■ PROVIDED INFORMATION

######

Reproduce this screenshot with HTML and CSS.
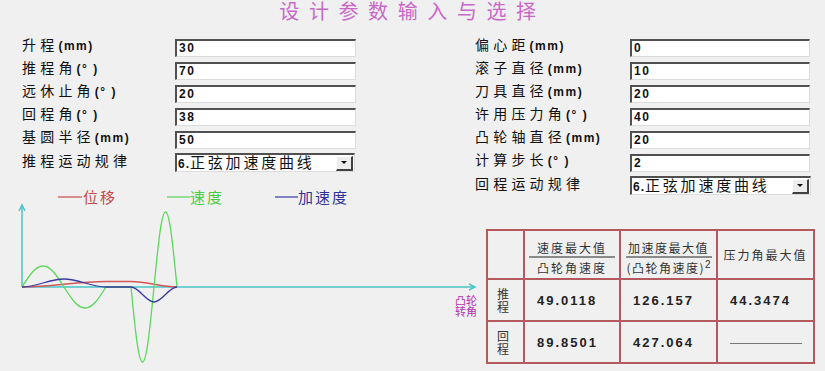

######

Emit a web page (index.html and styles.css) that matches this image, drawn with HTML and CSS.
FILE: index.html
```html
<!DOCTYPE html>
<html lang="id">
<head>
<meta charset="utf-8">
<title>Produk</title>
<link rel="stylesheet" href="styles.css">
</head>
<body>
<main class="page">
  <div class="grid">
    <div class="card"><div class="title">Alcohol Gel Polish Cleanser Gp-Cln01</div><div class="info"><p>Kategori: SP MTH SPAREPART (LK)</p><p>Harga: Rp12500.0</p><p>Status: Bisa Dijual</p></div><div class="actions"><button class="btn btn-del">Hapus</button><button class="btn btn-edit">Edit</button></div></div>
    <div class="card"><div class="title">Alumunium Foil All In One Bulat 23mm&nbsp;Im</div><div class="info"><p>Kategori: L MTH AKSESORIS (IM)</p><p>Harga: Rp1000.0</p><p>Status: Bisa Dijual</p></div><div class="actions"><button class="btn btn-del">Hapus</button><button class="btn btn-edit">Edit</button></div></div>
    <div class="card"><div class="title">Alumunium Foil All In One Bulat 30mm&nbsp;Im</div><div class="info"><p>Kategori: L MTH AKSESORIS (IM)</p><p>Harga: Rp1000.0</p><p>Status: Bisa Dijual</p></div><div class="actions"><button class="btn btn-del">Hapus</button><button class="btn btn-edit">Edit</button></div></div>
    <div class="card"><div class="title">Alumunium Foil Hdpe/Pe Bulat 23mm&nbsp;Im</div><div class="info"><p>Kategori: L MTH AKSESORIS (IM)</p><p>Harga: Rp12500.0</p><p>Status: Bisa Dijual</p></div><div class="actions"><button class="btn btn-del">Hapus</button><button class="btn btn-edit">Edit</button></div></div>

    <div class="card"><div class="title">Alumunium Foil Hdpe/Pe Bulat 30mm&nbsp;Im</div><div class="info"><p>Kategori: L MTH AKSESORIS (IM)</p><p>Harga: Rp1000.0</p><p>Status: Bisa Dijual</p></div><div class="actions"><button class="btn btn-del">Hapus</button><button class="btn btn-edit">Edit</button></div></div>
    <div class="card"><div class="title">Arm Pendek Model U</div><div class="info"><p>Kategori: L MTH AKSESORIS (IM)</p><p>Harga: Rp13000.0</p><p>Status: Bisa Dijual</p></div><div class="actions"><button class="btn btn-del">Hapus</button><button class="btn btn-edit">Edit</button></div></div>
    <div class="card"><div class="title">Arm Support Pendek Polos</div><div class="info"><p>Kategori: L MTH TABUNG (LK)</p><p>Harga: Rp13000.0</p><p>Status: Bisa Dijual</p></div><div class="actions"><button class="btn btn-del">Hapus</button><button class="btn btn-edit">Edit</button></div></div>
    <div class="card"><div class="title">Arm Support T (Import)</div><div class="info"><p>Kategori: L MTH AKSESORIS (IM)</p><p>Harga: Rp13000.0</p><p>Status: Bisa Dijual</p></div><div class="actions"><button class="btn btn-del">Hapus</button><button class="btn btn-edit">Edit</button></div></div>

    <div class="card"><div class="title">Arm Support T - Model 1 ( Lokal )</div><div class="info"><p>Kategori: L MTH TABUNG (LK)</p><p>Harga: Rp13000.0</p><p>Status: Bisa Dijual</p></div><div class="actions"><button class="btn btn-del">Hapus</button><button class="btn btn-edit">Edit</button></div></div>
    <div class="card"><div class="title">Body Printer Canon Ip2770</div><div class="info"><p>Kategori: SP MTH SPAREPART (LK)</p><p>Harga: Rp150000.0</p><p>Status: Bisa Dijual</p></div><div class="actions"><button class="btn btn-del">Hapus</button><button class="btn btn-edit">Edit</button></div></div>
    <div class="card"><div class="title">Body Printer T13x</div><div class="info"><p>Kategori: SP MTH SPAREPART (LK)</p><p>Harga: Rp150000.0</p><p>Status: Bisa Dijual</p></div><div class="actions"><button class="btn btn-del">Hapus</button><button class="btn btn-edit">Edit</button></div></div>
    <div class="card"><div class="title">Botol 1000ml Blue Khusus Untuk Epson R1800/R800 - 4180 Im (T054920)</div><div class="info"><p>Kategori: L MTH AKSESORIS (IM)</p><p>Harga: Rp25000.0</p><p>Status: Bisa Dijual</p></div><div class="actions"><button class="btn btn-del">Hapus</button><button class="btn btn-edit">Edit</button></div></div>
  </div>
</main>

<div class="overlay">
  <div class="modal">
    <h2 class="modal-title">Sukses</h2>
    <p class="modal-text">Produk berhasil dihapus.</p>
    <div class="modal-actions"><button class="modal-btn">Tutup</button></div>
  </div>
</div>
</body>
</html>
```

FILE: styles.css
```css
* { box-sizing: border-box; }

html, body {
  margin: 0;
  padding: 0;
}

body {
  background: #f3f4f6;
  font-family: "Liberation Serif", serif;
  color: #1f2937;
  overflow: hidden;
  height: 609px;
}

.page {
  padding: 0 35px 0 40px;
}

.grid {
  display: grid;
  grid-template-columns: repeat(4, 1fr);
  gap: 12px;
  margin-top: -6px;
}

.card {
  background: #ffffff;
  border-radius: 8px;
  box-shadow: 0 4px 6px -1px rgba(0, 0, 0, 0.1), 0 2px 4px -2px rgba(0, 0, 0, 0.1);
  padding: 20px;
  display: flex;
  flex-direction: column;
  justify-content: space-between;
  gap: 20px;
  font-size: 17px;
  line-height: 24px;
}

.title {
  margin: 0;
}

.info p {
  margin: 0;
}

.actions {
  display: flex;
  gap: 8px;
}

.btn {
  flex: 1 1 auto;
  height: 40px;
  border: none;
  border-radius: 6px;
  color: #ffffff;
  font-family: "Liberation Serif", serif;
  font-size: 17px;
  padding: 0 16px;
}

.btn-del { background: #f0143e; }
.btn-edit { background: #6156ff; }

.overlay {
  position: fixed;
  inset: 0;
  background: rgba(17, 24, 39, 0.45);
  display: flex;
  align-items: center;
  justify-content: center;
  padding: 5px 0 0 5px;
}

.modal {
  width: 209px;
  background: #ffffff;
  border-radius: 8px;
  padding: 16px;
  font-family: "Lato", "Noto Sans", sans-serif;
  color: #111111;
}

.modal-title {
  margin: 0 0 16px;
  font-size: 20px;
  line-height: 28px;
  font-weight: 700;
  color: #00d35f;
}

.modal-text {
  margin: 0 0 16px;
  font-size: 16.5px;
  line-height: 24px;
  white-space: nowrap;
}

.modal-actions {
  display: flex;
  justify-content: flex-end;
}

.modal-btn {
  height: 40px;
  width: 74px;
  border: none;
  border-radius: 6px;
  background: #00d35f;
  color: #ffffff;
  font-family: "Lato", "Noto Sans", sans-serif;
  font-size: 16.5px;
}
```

######

■ WRITTEN REQUEST
Your reply is one number: how many lines of the records above contain the word "with".

■ EXERCISE OUTPUT
2